(Publicado en Escuela el 24 de enero de 2013)
Hoy no se discute la importancia de la evaluación de los sistemas educativos. Pero tampoco se discute mucho sobre cómo es (o cómo debería ser) la evaluación en ellos. Me refiero a la evaluación cotidiana de los alumnos. Esa que se concreta en los boletines que reciben las familias varias veces cada curso.
Es obvio que las competencias básicas no son lo mismo que los contenidos de determinadas materias. Ni que tampoco es lo mismo evaluar que calificar. Sin embargo, esas dos confusiones parecen perpetuarse en nuestro sistema educativo. Los boletines de evaluación que reciben las familias no suele informar sobre el progreso (o las dificultades) de los alumnos en el desarrollo de sus competencias. Por lo general, se limitan a señalar un número entre el cero y el diez por cada una de las materias que cursan. Todos asociamos esos números con el éxito y el fracaso escolar. Cuanto más altos sean más probable será el éxito escolar (y luego social), cuanto más bajos más cerca se está del fracaso. En medio queda la mediocridad que supuestamente caracterizaría a la mayoría.
Esta visión simplista de la evaluación era diáfana y funcional en sociedades que solo esperaban de los sistemas educativos la determinación del lugar que correspondía a cada cual en la escala social. Las notas numéricas eran, por tanto, muy pregnantes para una concepción jerárquica de la vida. Pero no sirven si de lo que se trata es de identificar cuáles son las fortalezas y las debilidades en el desarrollo de las competencias de las personas, de promover las primeras y de atender a las segundas.

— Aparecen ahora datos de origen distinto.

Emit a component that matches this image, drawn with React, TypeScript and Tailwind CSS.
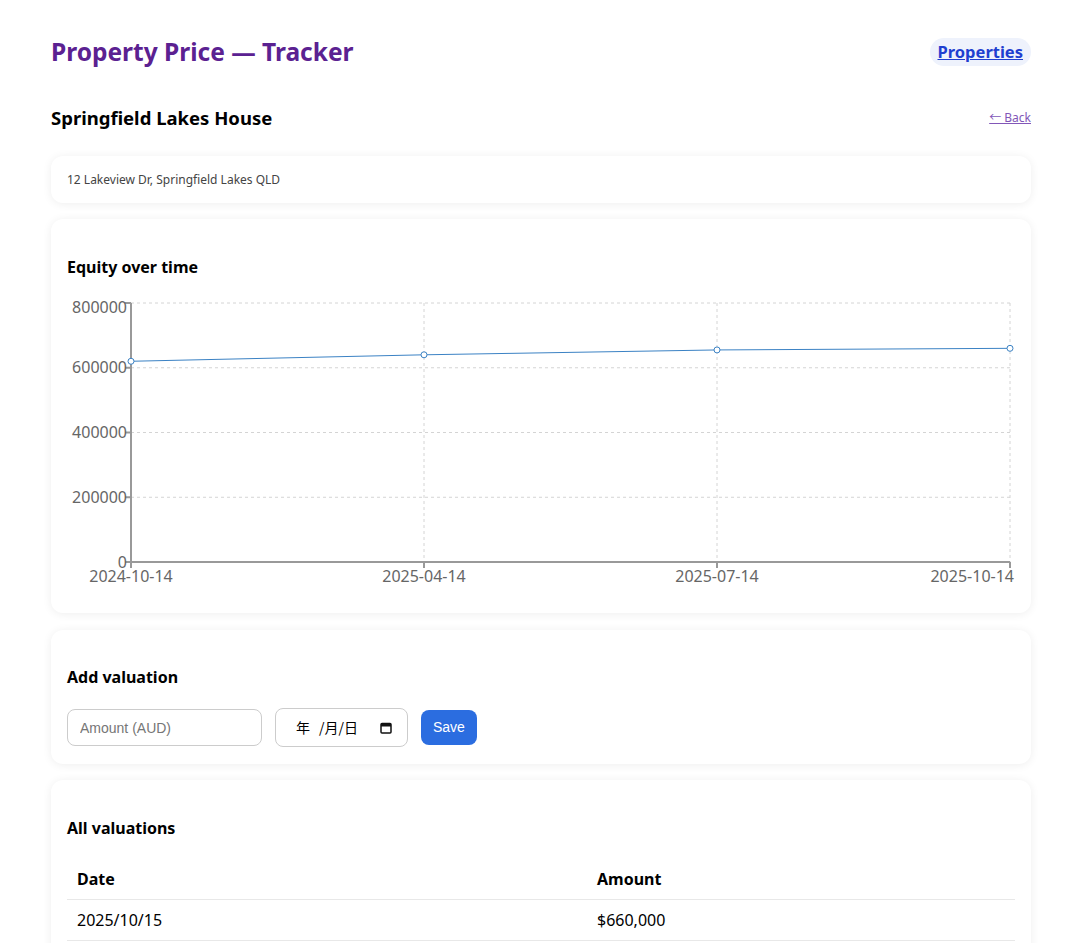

Imaginemos que un centro educativo quisiera superar esa reducción de la evaluación a la calificación, de las competencias a los contenidos, de la educación integral de las personas a la suma de enseñanzas de las disciplinas. Imaginemos que renuncia a las clásicas calificaciones numéricas y decide que los boletines de evaluación que entregarán a las familias lo van a ser realmente, que van a evaluar y no solo a clasificar. Imaginemos que en ese centro se quiere hacer visible lo cotidiano informando expresamente de cómo va el alumno, en qué progresa y en qué tiene dificultades.
Sería un boletín con información completamente cualitativa. Un documento en el que se haría transparente la evaluación porque se basaría en esa valiosa información que los profesores escribimos en los trabajos de nuestros alumnos, comentamos cotidianamente con ellos o intercambiamos en las reuniones de nuestros equipos docentes. Toda esa riquísima y útil información cualitativa suele quedar sepultada bajo el peso de una calificación numérica que tiende a encerrar todo lo demás en una caja negra en la que se oculta lo más valioso de los procesos de enseñanza y evaluación.
Para que esa información cualitativa fuera procesable, en ese centro se consensuarían una serie de indicadores (pongamos cuarenta) consistentes en frases que describirían la situación del alumno en distintos aspectos con formulaciones positivas y negativas (“trabaja bien en equipo”, “tiene dificultades con la expresión escrita”, “resuelve bien los problemas”, “a veces provoca conflictos o entorpece la marcha de las clases”…) De ese amplio repertorio cada profesor elegiría las tres frases que mejor describieran la situación de cada alumno en el correspondiente periodo de evaluación. El boletín resultante contendría, por tanto, unas treinta frases (muchas coincidentes, quizá algunas discrepantes) que expresarían con precisión cómo va el alumno en ese momento de su formación.
Esos indicadores serían genuinamente cualitativos, estarían relacionados con competencias comunes a distintas materias y resultarían tan informativos como contextualizados, porque sería el propio equipo docente el que los definiría y revisaría cada año. Pero también serían susceptibles de un procesamiento cuantitativo según su frecuencia de uso, desvelando así qué aspectos se valoran (o se postergan) en las practicas de enseñanza y evaluación. Esos análisis aportarían información muy rica sobre lo que está pasando en la formación de nuestros alumnos y abrirían por fin la caja negra de los procesos cotidianos de enseñanza y de aprendizaje.
Muchos dirán que esto es imposible en nuestro sistema educativo. Que una evaluación de este tipo, dadas las inercias y las culturas dominantes en los centros educativos, es hoy una utopía. Quizá tengan razón. Seguramente lo es. O más bien lo fue. Porque la hicimos realidad en un instituto de enseñanza secundaria hace ahora exactamente veinte años.
Pero aquellos eran otros tiempos. En lugar de tener que luchar, como ahora, contra la implantación de una ley reaccionaria, muchos nos dedicábamos a sacarle el mejor partido a las oportunidades de innovación que nos ofrecía la LOGSE. Es triste pensar que algo tan sensato como hacer que la evaluación sea coherente con los fines de la educación quizá sea más difícil hoy que hace veinte años.